● **What is needed**: Below is a block of data; give all of it again word for word.
-- START OF Information provided --
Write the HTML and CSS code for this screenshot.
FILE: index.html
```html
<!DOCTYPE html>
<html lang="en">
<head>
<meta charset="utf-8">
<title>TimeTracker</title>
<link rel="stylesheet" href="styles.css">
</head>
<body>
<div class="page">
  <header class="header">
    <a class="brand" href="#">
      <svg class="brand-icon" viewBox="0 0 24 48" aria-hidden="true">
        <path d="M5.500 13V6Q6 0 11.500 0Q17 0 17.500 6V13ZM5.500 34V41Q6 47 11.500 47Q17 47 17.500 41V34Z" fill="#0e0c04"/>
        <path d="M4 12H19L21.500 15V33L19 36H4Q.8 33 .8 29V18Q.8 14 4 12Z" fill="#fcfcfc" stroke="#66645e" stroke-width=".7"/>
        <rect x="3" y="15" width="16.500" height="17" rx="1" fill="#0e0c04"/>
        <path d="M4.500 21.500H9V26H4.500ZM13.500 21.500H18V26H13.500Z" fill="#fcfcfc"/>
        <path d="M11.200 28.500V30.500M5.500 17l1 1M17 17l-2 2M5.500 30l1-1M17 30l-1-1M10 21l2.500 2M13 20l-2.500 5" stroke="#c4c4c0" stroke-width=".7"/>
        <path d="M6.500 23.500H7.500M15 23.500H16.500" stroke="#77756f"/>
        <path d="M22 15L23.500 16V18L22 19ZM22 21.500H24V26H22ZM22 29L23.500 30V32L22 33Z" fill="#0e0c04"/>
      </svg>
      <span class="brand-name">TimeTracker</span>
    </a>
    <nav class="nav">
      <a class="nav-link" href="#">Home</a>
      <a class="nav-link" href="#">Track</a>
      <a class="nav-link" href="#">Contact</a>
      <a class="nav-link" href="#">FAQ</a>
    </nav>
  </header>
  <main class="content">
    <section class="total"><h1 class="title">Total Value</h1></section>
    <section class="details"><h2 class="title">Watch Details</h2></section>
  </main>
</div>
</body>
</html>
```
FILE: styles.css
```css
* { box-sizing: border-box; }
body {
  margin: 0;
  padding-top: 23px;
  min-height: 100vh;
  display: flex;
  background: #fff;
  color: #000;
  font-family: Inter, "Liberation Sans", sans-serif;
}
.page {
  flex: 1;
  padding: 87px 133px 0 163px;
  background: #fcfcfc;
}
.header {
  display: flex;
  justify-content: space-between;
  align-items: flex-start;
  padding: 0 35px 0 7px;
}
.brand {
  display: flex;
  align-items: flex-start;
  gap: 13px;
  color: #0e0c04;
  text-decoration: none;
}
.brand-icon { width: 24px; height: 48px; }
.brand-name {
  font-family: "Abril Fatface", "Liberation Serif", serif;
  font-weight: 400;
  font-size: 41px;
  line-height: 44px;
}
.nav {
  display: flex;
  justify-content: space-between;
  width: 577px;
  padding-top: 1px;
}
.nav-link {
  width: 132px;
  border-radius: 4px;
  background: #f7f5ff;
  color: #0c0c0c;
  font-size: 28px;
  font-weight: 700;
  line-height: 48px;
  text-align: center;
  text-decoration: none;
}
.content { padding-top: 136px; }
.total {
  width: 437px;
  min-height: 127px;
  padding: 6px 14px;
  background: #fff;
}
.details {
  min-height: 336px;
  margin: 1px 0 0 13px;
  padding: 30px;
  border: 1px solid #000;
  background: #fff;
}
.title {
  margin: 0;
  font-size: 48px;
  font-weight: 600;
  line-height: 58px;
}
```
-- END OF Information provided --
● **Exercise solution**:
Write the HTML and CSS code for this screenshot.
FILE: index.html
```html
<!DOCTYPE html>
<html lang="en">
<head>
<meta charset="utf-8">
<title>TimeTracker</title>
<link rel="stylesheet" href="styles.css">
</head>
<body>
<div class="page">
  <header class="header">
    <a class="brand" href="#">
      <svg class="brand-icon" viewBox="0 0 24 48" aria-hidden="true">
        <path d="M5.500 13V6Q6 0 11.500 0Q17 0 17.500 6V13ZM5.500 34V41Q6 47 11.500 47Q17 47 17.500 41V34Z" fill="#0e0c04"/>
        <path d="M4 12H19L21.500 15V33L19 36H4Q.8 33 .8 29V18Q.8 14 4 12Z" fill="#fcfcfc" stroke="#66645e" stroke-width=".7"/>
        <rect x="3" y="15" width="16.500" height="17" rx="1" fill="#0e0c04"/>
        <path d="M4.500 21.500H9V26H4.500ZM13.500 21.500H18V26H13.500Z" fill="#fcfcfc"/>
        <path d="M11.200 28.500V30.500M5.500 17l1 1M17 17l-2 2M5.500 30l1-1M17 30l-1-1M10 21l2.500 2M13 20l-2.500 5" stroke="#c4c4c0" stroke-width=".7"/>
        <path d="M6.500 23.500H7.500M15 23.500H16.500" stroke="#77756f"/>
        <path d="M22 15L23.500 16V18L22 19ZM22 21.500H24V26H22ZM22 29L23.500 30V32L22 33Z" fill="#0e0c04"/>
      </svg>
      <span class="brand-name">TimeTracker</span>
    </a>
    <nav class="nav">
      <a class="nav-link" href="#">Home</a>
      <a class="nav-link" href="#">Track</a>
      <a class="nav-link" href="#">Contact</a>
      <a class="nav-link" href="#">FAQ</a>
    </nav>
  </header>
  <main class="content">
    <section class="total"><h1 class="title">Total Value</h1></section>
    <section class="details"><h2 class="title">Watch Details</h2></section>
  </main>
</div>
</body>
</html>
```
FILE: styles.css
```css
* { box-sizing: border-box; }
body {
  margin: 0;
  padding-top: 23px;
  min-height: 100vh;
  display: flex;
  background: #fff;
  color: #000;
  font-family: Inter, "Liberation Sans", sans-serif;
}
.page {
  flex: 1;
  padding: 87px 133px 0 163px;
  background: #fcfcfc;
}
.header {
  display: flex;
  justify-content: space-between;
  align-items: flex-start;
  padding: 0 35px 0 7px;
}
.brand {
  display: flex;
  align-items: flex-start;
  gap: 13px;
  color: #0e0c04;
  text-decoration: none;
}
.brand-icon { width: 24px; height: 48px; }
.brand-name {
  font-family: "Abril Fatface", "Liberation Serif", serif;
  font-weight: 400;
  font-size: 41px;
  line-height: 44px;
}
.nav {
  display: flex;
  justify-content: space-between;
  width: 577px;
  padding-top: 1px;
}
.nav-link {
  width: 132px;
  border-radius: 4px;
  background: #f7f5ff;
  color: #0c0c0c;
  font-size: 28px;
  font-weight: 700;
  line-height: 48px;
  text-align: center;
  text-decoration: none;
}
.content { padding-top: 136px; }
.total {
  width: 437px;
  min-height: 127px;
  padding: 6px 14px;
  background: #fff;
}
.details {
  min-height: 336px;
  margin: 1px 0 0 13px;
  padding: 30px;
  border: 1px solid #000;
  background: #fff;
}
.title {
  margin: 0;
  font-size: 48px;
  font-weight: 600;
  line-height: 58px;
}
```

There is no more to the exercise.